*Task to complete*.
From the listing below, extract each entry exactly as written, minus the images.

*Dataset records*.
+ + +

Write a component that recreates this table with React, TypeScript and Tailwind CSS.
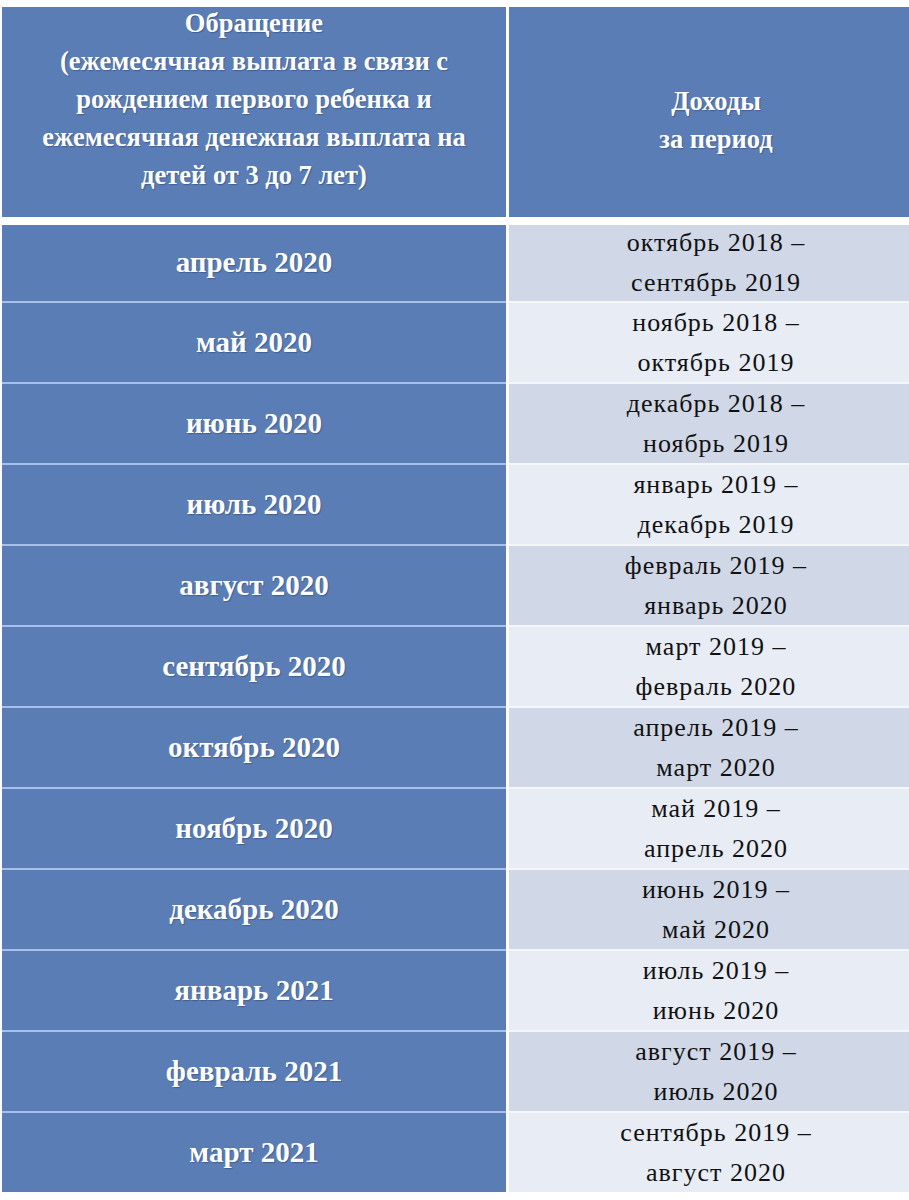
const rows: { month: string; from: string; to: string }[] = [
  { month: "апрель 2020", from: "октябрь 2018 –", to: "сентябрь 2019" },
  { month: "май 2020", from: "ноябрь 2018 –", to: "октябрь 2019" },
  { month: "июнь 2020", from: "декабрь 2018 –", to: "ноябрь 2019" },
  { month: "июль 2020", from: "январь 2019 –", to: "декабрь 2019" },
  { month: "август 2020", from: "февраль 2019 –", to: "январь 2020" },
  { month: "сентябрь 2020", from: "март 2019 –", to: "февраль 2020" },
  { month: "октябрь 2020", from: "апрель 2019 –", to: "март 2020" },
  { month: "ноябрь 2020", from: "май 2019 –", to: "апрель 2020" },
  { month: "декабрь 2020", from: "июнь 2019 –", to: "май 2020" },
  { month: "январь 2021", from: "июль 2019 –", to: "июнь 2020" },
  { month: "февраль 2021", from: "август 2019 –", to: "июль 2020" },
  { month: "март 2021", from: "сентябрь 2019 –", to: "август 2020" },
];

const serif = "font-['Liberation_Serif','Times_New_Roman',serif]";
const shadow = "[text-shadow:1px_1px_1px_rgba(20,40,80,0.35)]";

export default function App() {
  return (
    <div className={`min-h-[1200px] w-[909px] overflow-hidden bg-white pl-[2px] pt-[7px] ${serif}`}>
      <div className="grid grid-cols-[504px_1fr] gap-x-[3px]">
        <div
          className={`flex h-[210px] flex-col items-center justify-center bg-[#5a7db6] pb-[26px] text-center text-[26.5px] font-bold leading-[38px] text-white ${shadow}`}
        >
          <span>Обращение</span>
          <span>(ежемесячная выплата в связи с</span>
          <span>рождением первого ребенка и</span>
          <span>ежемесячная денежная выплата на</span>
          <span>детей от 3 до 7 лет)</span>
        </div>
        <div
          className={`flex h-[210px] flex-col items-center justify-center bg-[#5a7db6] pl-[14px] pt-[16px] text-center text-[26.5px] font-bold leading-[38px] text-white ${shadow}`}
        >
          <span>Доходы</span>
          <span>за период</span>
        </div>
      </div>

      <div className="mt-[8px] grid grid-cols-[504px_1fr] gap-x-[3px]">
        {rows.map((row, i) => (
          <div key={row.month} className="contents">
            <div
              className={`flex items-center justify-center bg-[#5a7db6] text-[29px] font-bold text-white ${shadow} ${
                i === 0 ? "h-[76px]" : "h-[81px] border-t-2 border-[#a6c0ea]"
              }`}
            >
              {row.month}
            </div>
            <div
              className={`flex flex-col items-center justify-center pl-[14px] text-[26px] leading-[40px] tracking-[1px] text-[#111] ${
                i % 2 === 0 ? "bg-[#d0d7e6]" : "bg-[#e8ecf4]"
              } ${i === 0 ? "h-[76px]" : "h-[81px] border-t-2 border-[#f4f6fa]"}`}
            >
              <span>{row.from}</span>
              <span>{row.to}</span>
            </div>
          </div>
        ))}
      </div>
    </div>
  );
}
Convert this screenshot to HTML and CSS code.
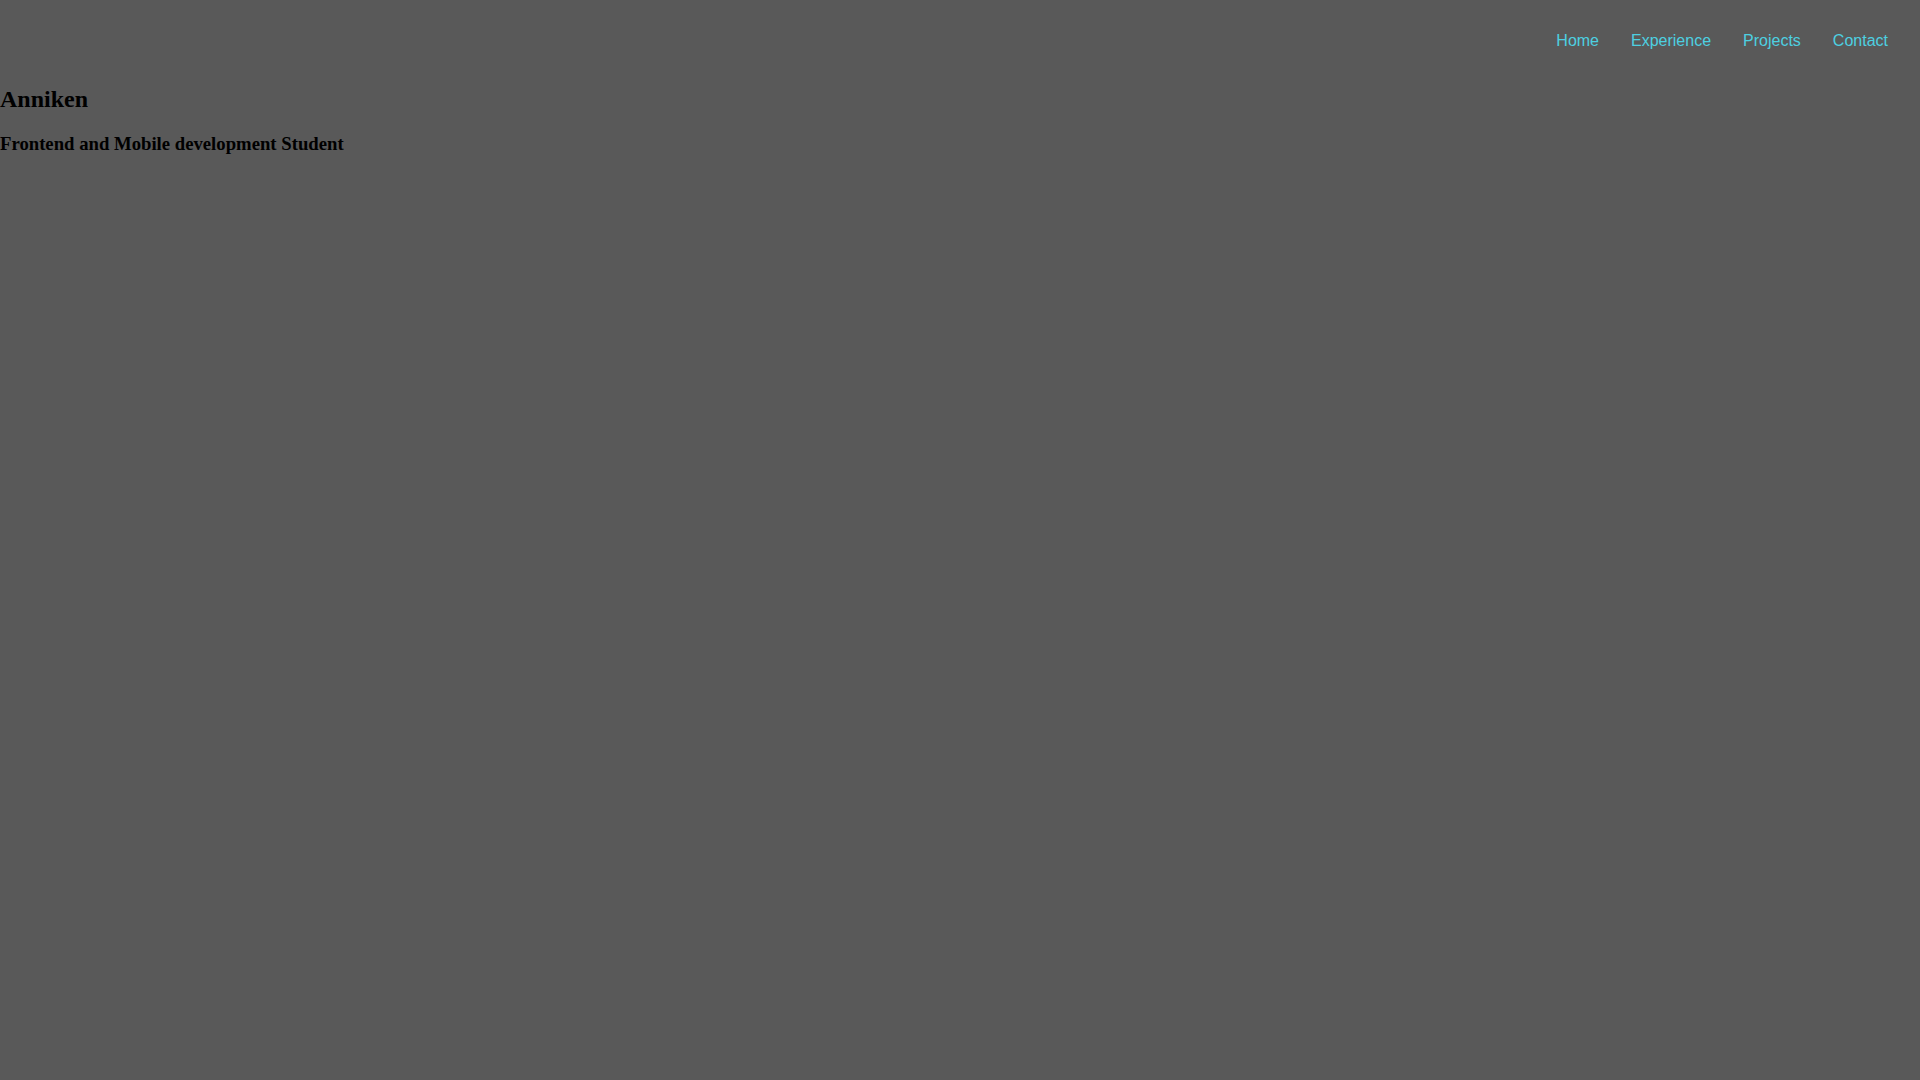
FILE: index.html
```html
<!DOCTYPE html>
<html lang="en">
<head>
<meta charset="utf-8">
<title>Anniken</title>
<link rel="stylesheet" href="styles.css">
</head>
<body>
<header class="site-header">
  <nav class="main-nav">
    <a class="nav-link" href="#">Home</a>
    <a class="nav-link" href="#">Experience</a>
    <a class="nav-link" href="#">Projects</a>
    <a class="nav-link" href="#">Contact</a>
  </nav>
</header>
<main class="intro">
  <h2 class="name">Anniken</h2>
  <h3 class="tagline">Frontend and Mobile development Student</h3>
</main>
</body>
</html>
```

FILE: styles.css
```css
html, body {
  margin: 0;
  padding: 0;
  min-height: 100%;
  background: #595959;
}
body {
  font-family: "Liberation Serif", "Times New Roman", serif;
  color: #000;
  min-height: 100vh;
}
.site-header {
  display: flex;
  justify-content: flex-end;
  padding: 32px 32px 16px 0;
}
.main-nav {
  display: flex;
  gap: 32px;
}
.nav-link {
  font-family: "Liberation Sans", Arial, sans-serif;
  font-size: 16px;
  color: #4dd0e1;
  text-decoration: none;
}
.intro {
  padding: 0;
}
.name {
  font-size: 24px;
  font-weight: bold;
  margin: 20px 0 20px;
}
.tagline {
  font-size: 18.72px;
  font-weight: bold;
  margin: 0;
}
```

+ + +

*Result for this exercise*.
Write a component that recreates this table with React, TypeScript and Tailwind CSS.
const rows: { month: string; from: string; to: string }[] = [
  { month: "апрель 2020", from: "октябрь 2018 –", to: "сентябрь 2019" },
  { month: "май 2020", from: "ноябрь 2018 –", to: "октябрь 2019" },
  { month: "июнь 2020", from: "декабрь 2018 –", to: "ноябрь 2019" },
  { month: "июль 2020", from: "январь 2019 –", to: "декабрь 2019" },
  { month: "август 2020", from: "февраль 2019 –", to: "январь 2020" },
  { month: "сентябрь 2020", from: "март 2019 –", to: "февраль 2020" },
  { month: "октябрь 2020", from: "апрель 2019 –", to: "март 2020" },
  { month: "ноябрь 2020", from: "май 2019 –", to: "апрель 2020" },
  { month: "декабрь 2020", from: "июнь 2019 –", to: "май 2020" },
  { month: "январь 2021", from: "июль 2019 –", to: "июнь 2020" },
  { month: "февраль 2021", from: "август 2019 –", to: "июль 2020" },
  { month: "март 2021", from: "сентябрь 2019 –", to: "август 2020" },
];

const serif = "font-['Liberation_Serif','Times_New_Roman',serif]";
const shadow = "[text-shadow:1px_1px_1px_rgba(20,40,80,0.35)]";

export default function App() {
  return (
    <div className={`min-h-[1200px] w-[909px] overflow-hidden bg-white pl-[2px] pt-[7px] ${serif}`}>
      <div className="grid grid-cols-[504px_1fr] gap-x-[3px]">
        <div
          className={`flex h-[210px] flex-col items-center justify-center bg-[#5a7db6] pb-[26px] text-center text-[26.5px] font-bold leading-[38px] text-white ${shadow}`}
        >
          <span>Обращение</span>
          <span>(ежемесячная выплата в связи с</span>
          <span>рождением первого ребенка и</span>
          <span>ежемесячная денежная выплата на</span>
          <span>детей от 3 до 7 лет)</span>
        </div>
        <div
          className={`flex h-[210px] flex-col items-center justify-center bg-[#5a7db6] pl-[14px] pt-[16px] text-center text-[26.5px] font-bold leading-[38px] text-white ${shadow}`}
        >
          <span>Доходы</span>
          <span>за период</span>
        </div>
      </div>

      <div className="mt-[8px] grid grid-cols-[504px_1fr] gap-x-[3px]">
        {rows.map((row, i) => (
          <div key={row.month} className="contents">
            <div
              className={`flex items-center justify-center bg-[#5a7db6] text-[29px] font-bold text-white ${shadow} ${
                i === 0 ? "h-[76px]" : "h-[81px] border-t-2 border-[#a6c0ea]"
              }`}
            >
              {row.month}
            </div>
            <div
              className={`flex flex-col items-center justify-center pl-[14px] text-[26px] leading-[40px] tracking-[1px] text-[#111] ${
                i % 2 === 0 ? "bg-[#d0d7e6]" : "bg-[#e8ecf4]"
              } ${i === 0 ? "h-[76px]" : "h-[81px] border-t-2 border-[#f4f6fa]"}`}
            >
              <span>{row.from}</span>
              <span>{row.to}</span>
            </div>
          </div>
        ))}
      </div>
    </div>
  );
}
Convert this screenshot to HTML and CSS code.
FILE: index.html
```html
<!DOCTYPE html>
<html lang="en">
<head>
<meta charset="utf-8">
<title>Anniken</title>
<link rel="stylesheet" href="styles.css">
</head>
<body>
<header class="site-header">
  <nav class="main-nav">
    <a class="nav-link" href="#">Home</a>
    <a class="nav-link" href="#">Experience</a>
    <a class="nav-link" href="#">Projects</a>
    <a class="nav-link" href="#">Contact</a>
  </nav>
</header>
<main class="intro">
  <h2 class="name">Anniken</h2>
  <h3 class="tagline">Frontend and Mobile development Student</h3>
</main>
</body>
</html>
```

FILE: styles.css
```css
html, body {
  margin: 0;
  padding: 0;
  min-height: 100%;
  background: #595959;
}
body {
  font-family: "Liberation Serif", "Times New Roman", serif;
  color: #000;
  min-height: 100vh;
}
.site-header {
  display: flex;
  justify-content: flex-end;
  padding: 32px 32px 16px 0;
}
.main-nav {
  display: flex;
  gap: 32px;
}
.nav-link {
  font-family: "Liberation Sans", Arial, sans-serif;
  font-size: 16px;
  color: #4dd0e1;
  text-decoration: none;
}
.intro {
  padding: 0;
}
.name {
  font-size: 24px;
  font-weight: bold;
  margin: 20px 0 20px;
}
.tagline {
  font-size: 18.72px;
  font-weight: bold;
  margin: 0;
}
```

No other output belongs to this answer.